The C.A.R. survey also found that the share of buyers who used a second mortgage climbed from 38% in 2005 to 43% in 2006, more than triple the percentage since 2001 and the highest percentage since 1982. The use of alternative loan products also registered a sharp increase.

“Home buyers with zero-down payments increased significantly from 4.5 percent in 2000 to 21.1 percent in 2006,” said C.A.R. Vice President and Chief Economist Leslie Appleton-Young. “Two out of five first-time buyers made a zero-down payment on their home purchase, while just one in 10 repeat buyers purchased their home with no down payment.

“The interest rate environment also played a significant role in the housing market of the past few years,” she said. “From 2002 through the first half of 2005, interest rates were either expected to fall or remain at attractive levels. When the fixed-rate temporarily exceeded 6 percent in 2003 and 2004, sales slowed. But in each case, market activity accelerated when the rate fell below that threshold. By contrast, when the fixed-rate moved past 6 percent in late 2005, it remained there. Expectations adjusted and anticipated further rate increases, contributing to the slowdown in sales in late 2005 and into 2006.”

Home sales in California fell in 2006 after four years of expansion. Sales in the Bay Area housing market fell at a slightly lower rate than for the state as a whole. After peaking in 2004, Bay Area sales declined 10% in 2005 and then 19% in 2006. The median price in the Bay Area-the highest of any region in the state-continued to increase by small single-digit increments throughout 2006, in part because of inventories that were well below the statewide levels.

Home sales in the Southern California region followed the general direction of the state, declining 23% from the record level of 2005. Inventory levels in this part of the state nearly tripled from a year ago, to levels in the range of their long-run average. The Central Valley had the largest decline in sales activity among the three regions in California.

“The statewide median price saw shrinking gains throughout the year, slowing from a 14 percent year-to-year increase in January 2006 to just under two percent as the year drew to a close,” said C.A.R. President Colleen Badagliacco. “That’s a far cry from the string of double-digit annual percentage gains that prevailed during the first half of this decade.

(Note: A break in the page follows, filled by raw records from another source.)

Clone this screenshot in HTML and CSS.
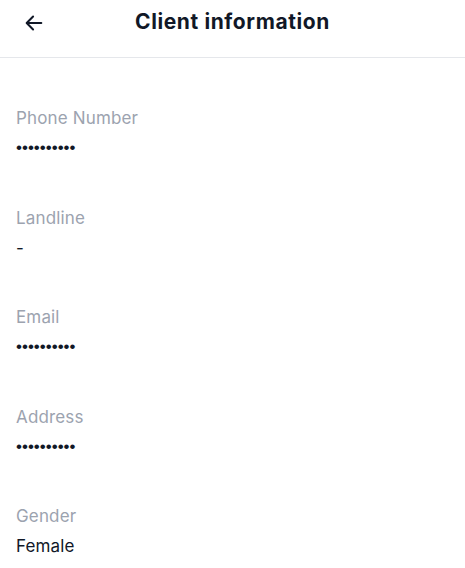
FILE: index.html
```html
<!DOCTYPE html>
<html>
<head>
<meta charset="utf-8">
<link rel="stylesheet" href="styles.css">
</head>
<body>
<div class="header">
  <button class="back" aria-label="Back">
    <svg width="22" height="22" viewBox="0 0 24 24" fill="none" stroke="#111827" stroke-width="2.2" stroke-linecap="round" stroke-linejoin="round"><path d="M20 12H4.5"/><path d="M11 5l-7 7 7 7"/></svg>
  </button>
  <h1 class="title">Client information</h1>
</div>
<div class="list">
  <div class="field"><div class="label">Phone Number</div><div class="value masked">••••••••••</div></div>
  <div class="field"><div class="label">Landline</div><div class="value">-</div></div>
  <div class="field"><div class="label">Email</div><div class="value masked">••••••••••</div></div>
  <div class="field"><div class="label">Address</div><div class="value masked">••••••••••</div></div>
  <div class="field"><div class="label">Gender</div><div class="value">Female</div></div>
</div>
</body>
</html>
```
FILE: styles.css
```css
html, body { margin: 0; padding: 0; background: #fff; }
body { font-family: Inter, "Noto Sans", sans-serif; color: #111827; }
.header {
  height: 44px;
  padding-bottom: 13px;
  border-bottom: 1px solid #e5e7eb;
  display: flex;
  align-items: center;
  justify-content: center;
  position: relative;
}
.back {
  position: absolute;
  left: 23px;
  top: 12px;
  background: none;
  border: 0;
  padding: 0;
  width: 22px;
  height: 22px;
  display: flex;
}
.title {
  margin: 0;
  font-size: 21px;
  font-weight: 700;
  letter-spacing: 0.6px;
  line-height: 44px;
  color: #111827;
}
.list {
  padding: 48px 16px 0;
  display: flex;
  flex-direction: column;
  gap: 45.5px;
}
.field { display: flex; flex-direction: column; gap: 6px; }
.label { font-size: 17px; line-height: 24px; letter-spacing: 0.15px; color: #9ca3af; }
.value { font-size: 17px; line-height: 24px; letter-spacing: 0.15px; color: #111827; }
.masked { font-family: "Liberation Sans", Arial, sans-serif; letter-spacing: 0; }
```
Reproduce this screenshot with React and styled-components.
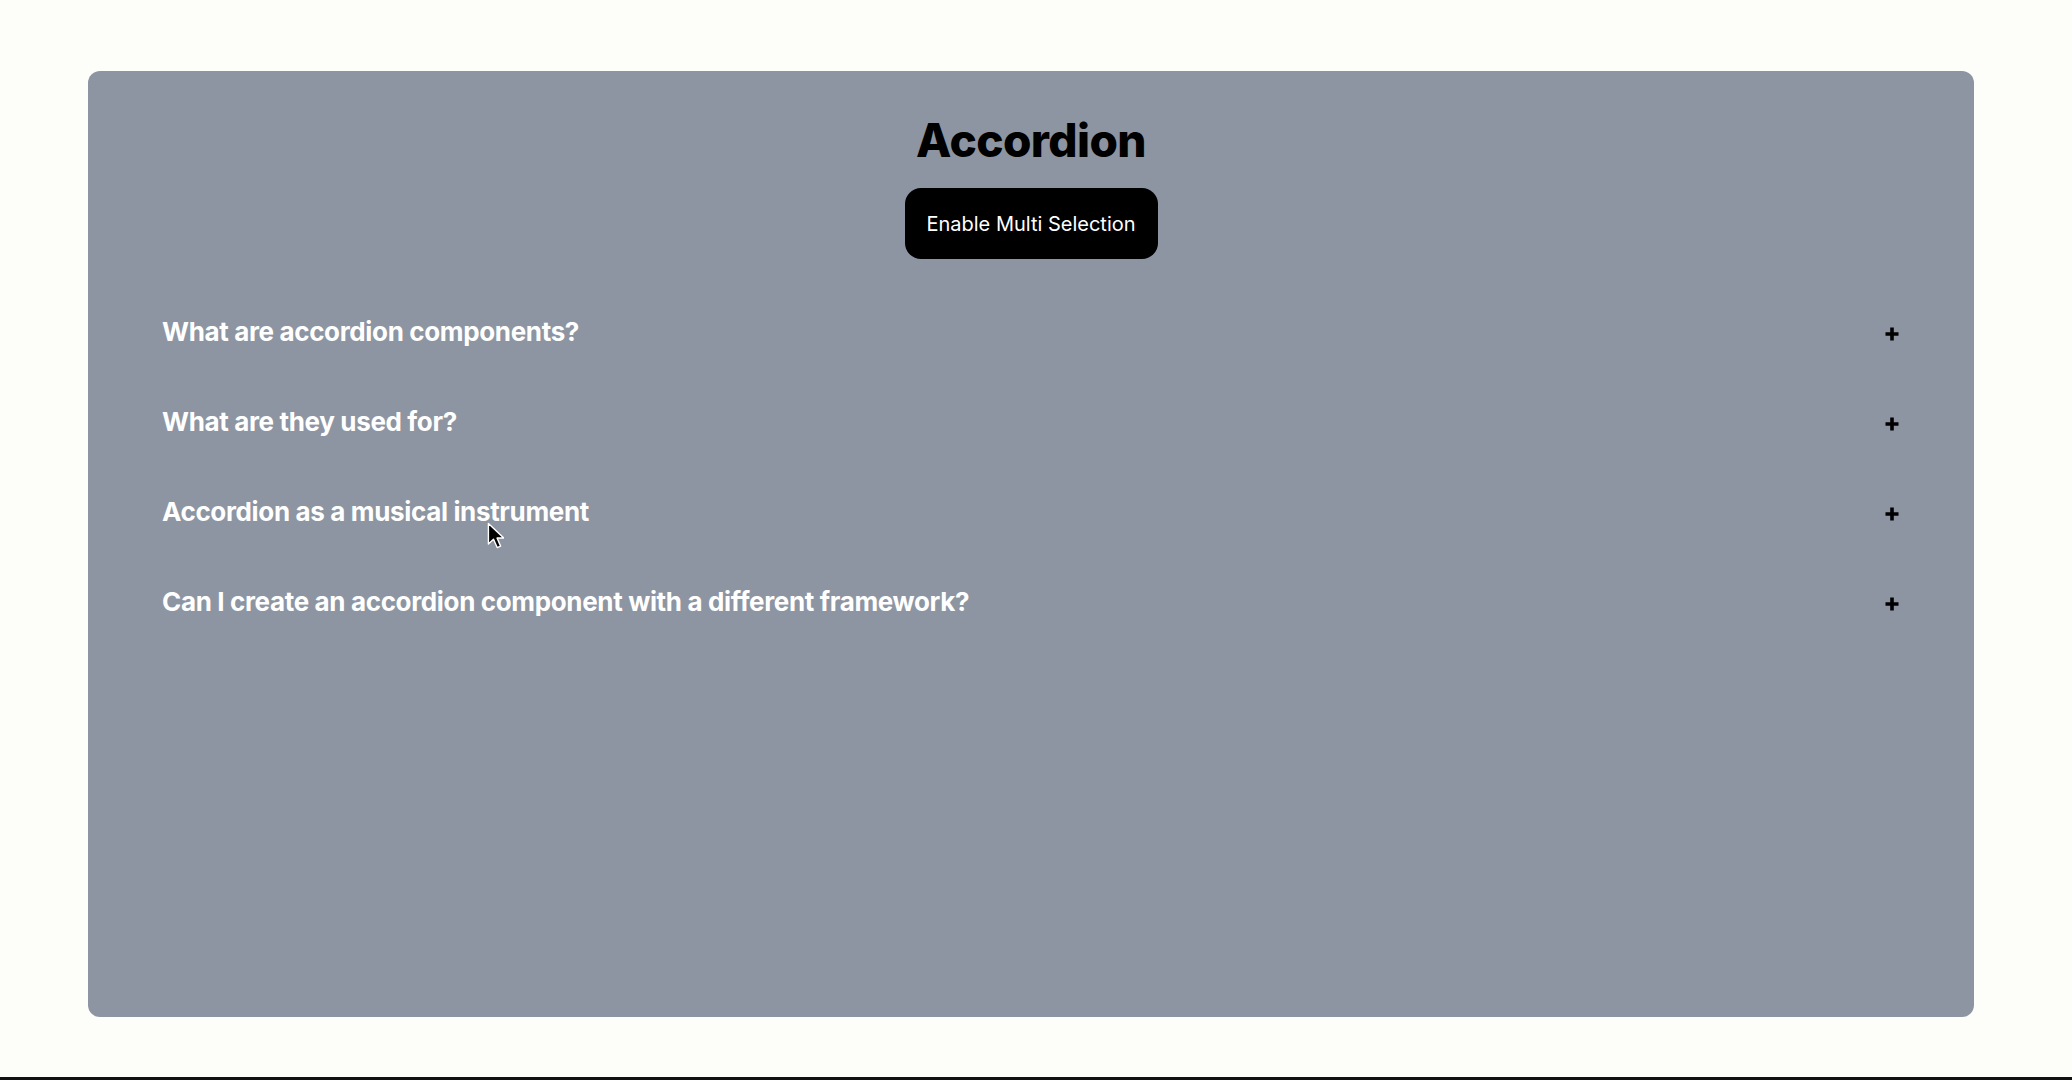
import { useState } from "react";
import styled, { createGlobalStyle } from "styled-components";

const items = [
  {
    id: 1,
    question: "What are accordion components?",
    answer:
      "Accordion components are user interface elements used for organizing and presenting content in a collapsible manner.",
  },
  {
    id: 2,
    question: "What are they used for?",
    answer:
      "They are commonly employed in various contexts, including FAQs, product descriptions, navigation menus and settings panels.",
  },
  {
    id: 3,
    question: "Accordion as a musical instrument",
    answer:
      "The accordion is a musical instrument with a keyboard and bellows. It produces sound by air passing over reeds.",
  },
  {
    id: 4,
    question: "Can I create an accordion component with a different framework?",
    answer:
      "Yes of course, it is very possible to create an accordion component with another framework.",
  },
];

function App() {
  const [multi, setMulti] = useState(false);
  const [selected, setSelected] = useState(null);
  const [selectedList, setSelectedList] = useState([]);

  const toggleItem = (id) => {
    if (multi) {
      setSelectedList((list) =>
        list.includes(id) ? list.filter((x) => x !== id) : [...list, id]
      );
    } else {
      setSelected((cur) => (cur === id ? null : id));
    }
  };

  const isOpen = (id) => (multi ? selectedList.includes(id) : selected === id);

  return (
    <Page>
      <GlobalStyle />
      <Wrapper>
        <Title>Accordion</Title>
        <ToggleButton onClick={() => setMulti(!multi)}>
          Enable Multi Selection
        </ToggleButton>
        <List>
          {items.map((item) => (
            <Item key={item.id}>
              <ItemHeader onClick={() => toggleItem(item.id)}>
                <Question>{item.question}</Question>
                <PlusIcon viewBox="0 0 16 16">
                  <path d="M8 1.5v13M1.5 8h13" />
                </PlusIcon>
              </ItemHeader>
              {isOpen(item.id) && <Answer>{item.answer}</Answer>}
            </Item>
          ))}
        </List>
        <Cursor viewBox="0 0 12 19">
          <path
            d="M1 1 L1 15.5 L4.6 12.2 L7.2 18 L9.6 17 L7.1 11.3 L11.8 11.3 Z"
            fill="#000"
            stroke="#fff"
            strokeWidth="1"
            strokeLinejoin="round"
          />
        </Cursor>
      </Wrapper>
    </Page>
  );
}

export default App;

const GlobalStyle = createGlobalStyle`
  html, body {
    margin: 0;
    padding: 0;
    background: #fdfdf9;
  }
  * {
    box-sizing: border-box;
  }
`;

const Page = styled.div`
  min-height: 1080px;
  padding: 71px 98px 0 88px;
  border-bottom: 3px solid #111;
  font-family: Inter, "Noto Sans", "Liberation Sans", sans-serif;
`;

const Wrapper = styled.div`
  position: relative;
  height: 946px;
  border-radius: 12px;
  background: #8d95a2;
  display: flex;
  flex-direction: column;
  align-items: center;
  padding: 46px 74px 0 74px;
`;

const Title = styled.h1`
  margin: 0;
  font-size: 46px;
  line-height: 1;
  font-weight: 800;
  color: #000;
  letter-spacing: -0.6px;
`;

const ToggleButton = styled.button`
  margin-top: 25px;
  width: 253px;
  height: 71px;
  border: none;
  border-radius: 16px;
  background: #000;
  color: #fff;
  font-family: inherit;
  font-size: 20px;
  font-weight: 400;
  cursor: pointer;
`;

const List = styled.div`
  width: 100%;
  margin-top: 28px;
  display: flex;
  flex-direction: column;
`;

const Item = styled.div`
  display: flex;
  flex-direction: column;
`;

const ItemHeader = styled.div`
  height: 90px;
  display: flex;
  align-items: center;
  justify-content: space-between;
  cursor: pointer;
`;

const Question = styled.h3`
  margin: 0;
  font-size: 26px;
  line-height: 1;
  font-weight: 700;
  color: #fff;
  letter-spacing: -0.35px;
`;

const PlusIcon = styled.svg`
  width: 16px;
  height: 16px;
  margin-top: 4px;
  fill: none;
  stroke: #000;
  stroke-width: 3.6;
`;

const Answer = styled.div`
  color: #fff;
  font-size: 18px;
  padding-bottom: 20px;
`;

const Cursor = styled.svg`
  position: absolute;
  left: 399px;
  top: 451px;
  width: 17px;
  height: 27px;
`;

“Over the period 2003 through 2005, inventories were lean, multiple offers were common, and buyers and sellers alike knew they needed to move quickly to consummate a transaction,” she said. “But as the market began to slow in late 2005, buyers sensed that they would get a better deal if they waited, while sellers still hoped to sell their home at a premium. This drove a wedge between buyer psychology and seller psychology, creating more market friction and leading to a slowdown in activity.”